The first part of the thesis addresses the radio access limitations in LTE-based networks for reliable and scalable smart grid communication. We first identify the congestion problem in LTE random access that arises in large-scale smart grid deployments. To overcome this, a novel random access mechanism is proposed that can efficiently support real-time distribution automation services with negligible impact on the background traffic. Motivated by the stringent reliability requirements of various smart grid operations, we then develop an analytical model of the LTE random access procedure that allows us to assess the performance of event-based monitoring traffic under various load conditions and network configurations. We further extend our analysis to include the relation between the cell size and the availability of orthogonal random access resources and we identify an additional challenge for reliable smart grid connectivity. To this end, we devise an interference- and load-aware cell planning mechanism that enhances reliability in substation automation services. Finally, we couple the problem of state estimation in wide-area monitoring systems with the reliability challenges in information acquisition. Using our developed analytical framework, we quantify the impact of imperfect communication reliability in the state estimation accuracy and we provide useful insights for the design of reliability-aware state estimators.

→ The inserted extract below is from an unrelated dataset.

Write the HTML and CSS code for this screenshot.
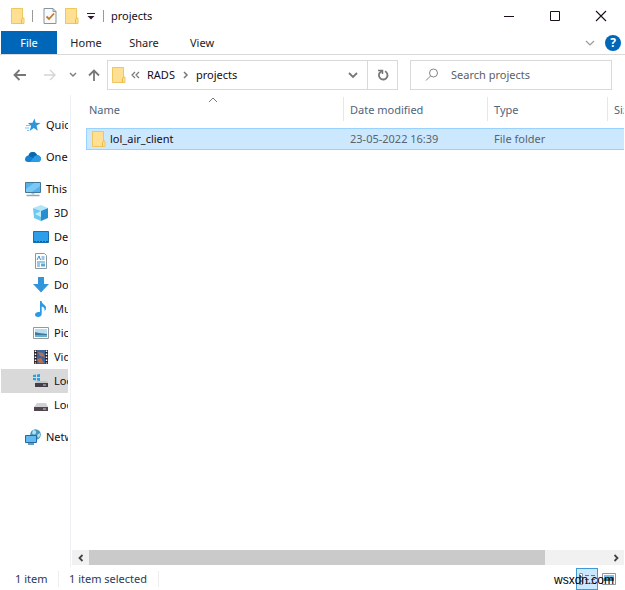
FILE: index.html
```html
<!DOCTYPE html>
<html lang="en">
<head>
<meta charset="utf-8">
<title>projects</title>
<link rel="stylesheet" href="styles.css">
</head>
<body>
<svg class="defs" aria-hidden="true">
  <symbol id="folder" viewBox="0 0 14 16">
    <path d="M.5 .5h11v9.500h1.500v5.500H.5z" fill="#ffe093" stroke="#eec65e"/>
    <path d="M10.500 15.500v-4l1-1.500" fill="none" stroke="#e6b94c"/>
  </symbol>
</svg>
<div class="window">
  <header class="titlebar">
    <svg class="folder" aria-hidden="true"><use href="#folder"/></svg>
    <span class="bar"></span>
    <button class="quick" aria-label="Properties">
      <svg width="14" height="16" viewBox="0 0 14 16"><path d="M1 .5h9l3 3v12H1z" fill="#f8fafc" stroke="#8794a3"/><path d="M10 .5v3h3" fill="none" stroke="#8794a3"/><path d="M3.500 8.500l2.500 2.500 5-5.500" fill="none" stroke="#c57a22" stroke-width="1.800"/></svg>
    </button>
    <button class="quick" aria-label="New folder"><svg class="folder"><use href="#folder"/></svg></button>
    <button class="quick" aria-label="Customize toolbar">
      <svg width="8" height="8" viewBox="0 0 8 8"><path d="M0 1.500h8" stroke="#2b1b2b"/><path d="M.5 4h7L4 7.500z" fill="#2b1b2b"/></svg>
    </button>
    <span class="bar"></span>
    <h1 class="title">projects</h1>
    <div class="controls">
      <button aria-label="Minimize"><svg width="12" height="12" viewBox="0 0 12 12"><path d="M1 6.500h10" stroke="#1b0f1b"/></svg></button>
      <button aria-label="Maximize"><svg width="12" height="12" viewBox="0 0 12 12"><path d="M1.500 1.500h9v9h-9z" fill="none" stroke="#1b0f1b"/></svg></button>
      <button aria-label="Close"><svg width="12" height="12" viewBox="0 0 12 12"><path d="M1 1l10 10M11 1L1 11" stroke="#1b0f1b" stroke-width="1.100"/></svg></button>
    </div>
  </header>
  <nav class="ribbon" aria-label="Ribbon">
    <button class="tab file">File</button>
    <button class="tab">Home</button>
    <button class="tab">Share</button>
    <button class="tab">View</button>
    <div class="ribbon-end">
      <button aria-label="Expand ribbon"><svg width="10" height="8" viewBox="0 0 10 8"><path d="M1 2l4 4 4-4" fill="none" stroke="#9a9a9a" stroke-width="1.200"/></svg></button>
      <button class="help" aria-label="Help">?</button>
    </div>
  </nav>
  <div class="address-row">
    <div class="nav">
      <button aria-label="Back"><svg width="14" height="12" viewBox="0 0 14 12"><path d="M6.500 1L1.500 6l5 5M2 6h11" fill="none" stroke="#777" stroke-width="1.800"/></svg></button>
      <button aria-label="Forward"><svg width="14" height="12" viewBox="0 0 14 12"><path d="M7 1l5 5-5 5M12 6H1" fill="none" stroke="#d4d4d4" stroke-width="1.300"/></svg></button>
      <button class="recent" aria-label="Recent locations"><svg width="8" height="6" viewBox="0 0 8 6"><path d="M1 1l3 3 3-3" fill="none" stroke="#808080" stroke-width="1.500"/></svg></button>
      <button aria-label="Up"><svg width="12" height="14" viewBox="0 0 12 14"><path d="M1 7.500l5-5 5 5M6 3v10" fill="none" stroke="#777" stroke-width="1.800"/></svg></button>
    </div>
    <div class="address">
      <svg class="folder" aria-hidden="true"><use href="#folder"/></svg>
      <svg class="sep" width="9" height="8" viewBox="0 0 9 8" aria-hidden="true"><path d="M4 1L1 4l3 3M8 1L5 4l3 3" fill="none" stroke="#777" stroke-width="1.200"/></svg>
      <a href="#rads">RADS</a>
      <svg class="sep" width="6" height="8" viewBox="0 0 6 8" aria-hidden="true"><path d="M1 1l3 3-3 3" fill="none" stroke="#777" stroke-width="1.500"/></svg>
      <a href="#projects">projects</a>
      <button class="history" aria-label="Previous locations"><svg width="10" height="8" viewBox="0 0 10 8"><path d="M1 2l4 4 4-4" fill="none" stroke="#777" stroke-width="1.800"/></svg></button>
      <button class="refresh" aria-label="Refresh"><svg width="12" height="12" viewBox="0 0 12 12"><path d="M8 2.300A4.300 4.300 0 1 1 2.500 4l2.300-2" fill="none" stroke="#777" stroke-width="1.800"/><path d="M1 1.500h4.500V5" fill="none" stroke="#777" stroke-width="1.500"/></svg></button>
    </div>
    <label class="search">
      <svg width="14" height="14" viewBox="0 0 14 14" aria-hidden="true"><circle cx="8.500" cy="5" r="4" fill="none" stroke="#858585"/><path d="M5.500 8L1 12.500" stroke="#858585"/></svg>
      <input type="text" placeholder="Search projects" aria-label="Search projects">
    </label>
  </div>
  <div class="body">
    <nav class="tree" aria-label="Folders">
      <a class="root" href="#quick"><svg viewBox="0 0 16 16"><path d="M9.500 1.500l1.200 4.300 4.800.2-4 2.700 1.300 5-4-2.700-4.200 3 1.500-5L3 6l4.500-.2z" fill="#2d95dc"/><path d="M1 8.500h4M0 11h4M2 13.500h2" stroke="#80c5ed"/></svg>Quick access</a>
      <a class="root" href="#onedrive"><svg viewBox="0 0 16 16"><path d="M0 10.500C0 8 2 6.500 3.500 6.500 4 4 6 3 8 3s3.500 1.500 4 3c2.500 0 4 1.800 4 3.700S14.500 13 13 13H3C1 13 0 12 0 10.500z" fill="#1681d1"/><path d="M3.500 6.500C4 4 6 3 8 3s3.500 1.500 4 3L8 9z" fill="#0869ae"/><path d="M5 13l4-5c1-1.500 3-2 4-1.500 2 .5 3 2 3 3.500S14.500 13 13 13z" fill="#2a9be5"/></svg>OneDrive</a>
      <a class="root" href="#pc"><svg viewBox="0 0 16 16"><path d="M.5 1.500h15v10H.5z" fill="#55b2ee" stroke="#437998"/><path d="M1 8l8-6h6v3L7 11H1z" fill="#7bcaf5"/><path d="M6.500 12h3v1.500h-3z" fill="#b7c5ce"/><path d="M1.500 14.500h13" stroke="#9aa6ad" stroke-width="1.500"/></svg>This PC</a>
      <a href="#objects"><svg viewBox="0 0 16 16"><path d="M8 0l7 3-7 3-8-3z" fill="#b2e5f8"/><path d="M0 3l8 3v10l-7-3z" fill="#6cc9ef"/><path d="M15 3L8 6v10l7-3z" fill="#278fcf"/><path d="M2 9l6-3v6z" fill="#c1ecfb"/></svg>3D Objects</a>
      <a href="#desktop"><svg viewBox="0 0 16 16"><path d="M.5 2.500h15v11H.5z" fill="#2c9eea" stroke="#176fab"/><path d="M1 12.500h14" stroke="#0e609b" stroke-dasharray="2 1"/></svg>Desktop</a>
      <a href="#documents"><svg viewBox="0 0 16 16"><path d="M2.500 .5h9l2 2v13h-11z" fill="#fff" stroke="#8d989f"/><path d="M4 7l2-4 1.500 4M8.500 4h3M8.500 6h3M4 9h8M4 11h3M4 13h3" fill="none" stroke="#3b91c8"/><path d="M8 10.500h4v3H8z" fill="#58acd8"/></svg>Documents</a>
      <a href="#downloads"><svg viewBox="0 0 16 16"><path d="M5 0h6v7h5l-8 8.500L0 7h5z" fill="#3095db"/></svg>Downloads</a>
      <a href="#music"><svg viewBox="0 0 16 16"><path d="M7 0h1.500c.5 3.500 5 4 4.500 7.500-.3 1.500-1 2-1.500 2.500.5-3-1-4-2.800-4.500V13c0 2-1.700 3-3.700 3S2 15 2 13.500 4 10.500 7 11z" fill="#2a9ae2"/></svg>Music</a>
      <a href="#pictures"><svg viewBox="0 0 16 16"><path d="M.5 2.500h15v11H.5z" fill="#fff" stroke="#929a9f"/><path d="M2 4h12v8H2z" fill="#b5def2"/><path d="M2 7l4 1 8 1v3H2z" fill="#407a99"/><path d="M2 10h12v2H2z" fill="#68aecd"/></svg>Pictures</a>
      <a href="#videos"><svg viewBox="0 0 16 16"><path d="M1 1h14v14H1z" fill="#28212e"/><path d="M4 1h8v14H4z" fill="#3c65a0"/><path d="M5 3l5 1 2 4-5-1zM4 10l4-1 3 5H6z" fill="#b66f4f"/><path d="M2.500 1.500v13M13.500 1.500v13" stroke="#fff" stroke-width="1.500" stroke-dasharray="1.500 1.500"/></svg>Videos</a>
      <a class="current" href="#c" aria-current="true"><svg viewBox="0 0 16 16"><path d="M0 2l3-.5V4H0zM4 1.500L7 1v3H4zM0 5h3v2.500L0 7zM4 5h3v3l-3-.5z" fill="#2c9fe2"/><path d="M4 8h10l1 2H2z" fill="#c5c5c8"/><path d="M2 10h13v4H2z" fill="#473c4a"/><path d="M10 12h3" stroke="#a9e5ca"/></svg>Local Disk (C:)</a>
      <a href="#d"><svg viewBox="0 0 16 16"><path d="M4 6h9l2 4H1z" fill="#d0d0d2"/><path d="M1 10h14v4H1z" fill="#51464f"/><path d="M10 12h3" stroke="#b8d9cb"/></svg>Local Disk (D:)</a>
      <a class="root network" href="#network"><svg viewBox="0 0 16 16"><circle cx="10.500" cy="5.500" r="5.300" fill="#4795bf"/><path d="M8 1c2 0 4 1 3 3S8 6 7 4zM12 6l3-2v3l-2 2z" fill="#b3dfed"/><path d="M.5 6.500h11v7H.5z" fill="#62baf0" stroke="#26699c"/><path d="M3 15h6" stroke="#367daf" stroke-width="1.500"/></svg>Network</a>
    </nav>
    <main class="files">
      <svg class="sort" width="10" height="6" viewBox="0 0 10 6" aria-hidden="true"><path d="M1 5l4-4 4 4" fill="none" stroke="#777"/></svg>
      <table>
        <colgroup><col><col class="date"><col class="type"><col class="size"></colgroup>
        <thead><tr><th><div>Name</div></th><th><div>Date modified</div></th><th><div>Type</div></th><th><div>Size</div></th></tr></thead>
        <tbody><tr><td><div class="name"><svg class="folder" aria-hidden="true"><use href="#folder"/></svg>lol_air_client</div></td><td>23-05-2022 16:39</td><td>File folder</td><td></td></tr></tbody>
      </table>
      <div class="scroll">
        <button aria-label="Scroll left"><svg width="8" height="8" viewBox="0 0 8 8"><path d="M5.500 1l-3 3 3 3" fill="none" stroke="#444" stroke-width="1.800"/></svg></button>
        <div class="track"><div class="thumb"></div></div>
        <button aria-label="Scroll right"><svg width="8" height="8" viewBox="0 0 8 8"><path d="M2.500 1l3 3-3 3" fill="none" stroke="#444" stroke-width="1.800"/></svg></button>
      </div>
    </main>
  </div>
  <footer class="status">
    <span class="count">1 item</span>
    <span class="chosen">1 item selected</span>
    <div class="views">
      <button class="active" aria-label="Details view"><svg width="18" height="14" viewBox="0 0 18 14"><path d="M1.500 1.500h3v3h-3zM1.500 5.500h3v3h-3zM1.500 9.500h3v3h-3z" fill="#fff" stroke="#8b96a0"/><path d="M7 3.500h10M7 7.500h10M7 11.500h10" stroke="#6b757e" stroke-dasharray="4 2"/></svg></button>
      <button aria-label="Large icons view"><svg width="14" height="12" viewBox="0 0 14 12"><path d="M.5 .5h13v11H.5z" fill="#fff" stroke="#8b96a0"/><path d="M2 2h10v5H2z" fill="#7cc0e6"/><path d="M2 5l5 1 5-2v4H2z" fill="#35789c"/></svg></button>
    </div>
    <span class="mark">wsxdn.com</span>
  </footer>
</div>
</body>
</html>
```
FILE: styles.css
```css
* { box-sizing: border-box; }
body {
  margin: 0;
  background: #fff;
  color: #140c18;
  font: 11px/16px "Noto Sans", "Open Sans", sans-serif;
}
button {
  display: flex;
  align-items: center;
  justify-content: center;
  padding: 0;
  border: 0;
  background: none;
  color: inherit;
  font: inherit;
}
a { color: inherit; text-decoration: none; }
svg { display: block; flex: none; }
.defs { position: absolute; width: 0; height: 0; }
.folder { width: 14px; height: 16px; }
.window { display: flex; flex-direction: column; height: 100vh; overflow: hidden; }

.titlebar { display: flex; align-items: center; height: 31px; padding: 0 1px 0 11px; flex: none; }
.bar { width: 1px; height: 12px; background: #999; margin: 0 10px 0 7px; }
.quick { margin-right: 8px; }
.quick + .bar { margin: 0 7px 0 0; }
.title { margin: 0; font-size: 11px; font-weight: 400; }
.controls { display: flex; margin-left: auto; height: 100%; }
.controls button { width: 46px; }

.ribbon { display: flex; height: 24px; border-bottom: 1px solid #dadada; padding-left: 1px; flex: none; }
.tab { width: 58px; color: #222; }
.tab.file { width: 56px; background: #0067b8; color: #fff; }
.ribbon-end { display: flex; align-items: center; gap: 10px; margin-left: auto; padding-right: 4px; }
.help { width: 16px; height: 16px; border-radius: 50%; background: #0067b8; color: #fff; font-size: 12px; font-weight: 700; }

.address-row { display: flex; align-items: center; height: 40px; padding-right: 13px; flex: none; }
.nav { display: flex; align-items: center; width: 107px; padding-left: 13px; gap: 16px; flex: none; }
.nav .recent { margin: 0 -5px 0 -4px; }
.address { display: flex; align-items: center; flex: 291 1 291px; min-width: 0; height: 30px; border: 1px solid #d9d9d9; padding-left: 4px; }
.address a { margin: 0 8px 0 7px; }
.address .folder { margin-right: 5px; }
.history { margin-left: auto; width: 29px; height: 28px; }
.refresh { width: 30px; height: 28px; border-left: 1px solid #d9d9d9; }
.search { display: flex; align-items: center; flex: 202 1 202px; min-width: 0; height: 30px; margin-left: 12px; border: 1px solid #d9d9d9; padding-left: 14px; gap: 12px; }
.search input { flex: 1; min-width: 0; border: 0; padding: 0; outline: 0; background: none; font: inherit; }
.search input::placeholder { color: #606060; opacity: 1; }

.body { display: flex; flex: 1; min-height: 0; }
.tree { width: 71px; border-right: 1px solid #edf1f5; padding: 18px 2px 0 1px; flex: none; }
.tree a { display: flex; align-items: center; gap: 5px; height: 24px; padding-left: 32px; overflow: hidden; white-space: nowrap; }
.tree .root { padding-left: 24px; }
.tree .root + .root, .tree .network { margin-top: 8px; }
.tree svg { width: 16px; height: 16px; }
.tree .current { background: #d9d9d9; }

.files { position: relative; display: flex; flex-direction: column; flex: 1; min-width: 0; }
.sort { position: absolute; left: 137px; top: 2px; }
table { table-layout: fixed; width: calc(100% - 16px); margin: 0 1px 0 15px; border-spacing: 0; }
.date { width: 144px; }
.type { width: 120px; }
.size { width: 17px; }
th { height: 33px; padding: 2px 0 7px; text-align: left; font-weight: 400; color: #52647a; vertical-align: top; }
th div { height: 24px; padding: 5px 0 0 6px; border-left: 1px solid #e3e8ec; overflow: hidden; white-space: nowrap; }
th:first-child div { border: 0; padding-left: 3px; }
td { height: 22px; padding: 0 0 0 7px; background: #cce8ff; border: solid #99d1ff; border-width: 1px 0; color: #59636d; }
td:first-child { padding-left: 5px; border-left-width: 1px; color: #140c18; }
.name { display: flex; align-items: center; gap: 4px; }
.scroll { display: flex; height: 15px; margin: auto 1px 2px; background: #f1f1f1; }
.scroll button { width: 17px; }
.track { flex: 1; }
.thumb { width: 88%; height: 100%; background: #cacaca; }

.status { position: relative; display: flex; align-items: center; height: 23px; padding-left: 15px; color: #28395c; flex: none; }
.status span { white-space: nowrap; }
.count { width: 44px; border-right: 1px solid #eee; }
.chosen { width: 90px; margin-left: 10px; border-right: 1px solid #eee; }
.views { display: flex; align-items: center; margin-left: auto; padding-right: 9px; gap: 4px; }
.views .active { width: 22px; height: 22px; background: #cce8ff; border: 1px solid #3d9ad6; }
.status .mark { position: absolute; right: 11px; bottom: 2px; color: #000; font: 12px/16px "Liberation Sans", sans-serif; }
```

The second part of the thesis builds on the previous one and focuses on the RAN problem of resource scheduling and sharing for smart grid and human-type traffic. We introduce a novel scheduler that achieves low latency for distribution automation traffic while resource allocation is performed in a way that keeps the degradation of cellular users at a minimum level. In addition, we investigate the benefits of Device-to-Device (D2D) transmission mode for event-based message exchange in substation automation scenarios. We design a joint mode selection and resource allocation mechanism which results in higher data rates with respect to the conventional transmission mode via the base station. An orthogonal resource partition scheme between cellular and D2D links is further proposed to prevent the underutilization of the scarce cellular spectrum.
The research findings of this thesis aim to deliver novel solutions to important RAN performance issues that arise when cellular networks support smart grid communication.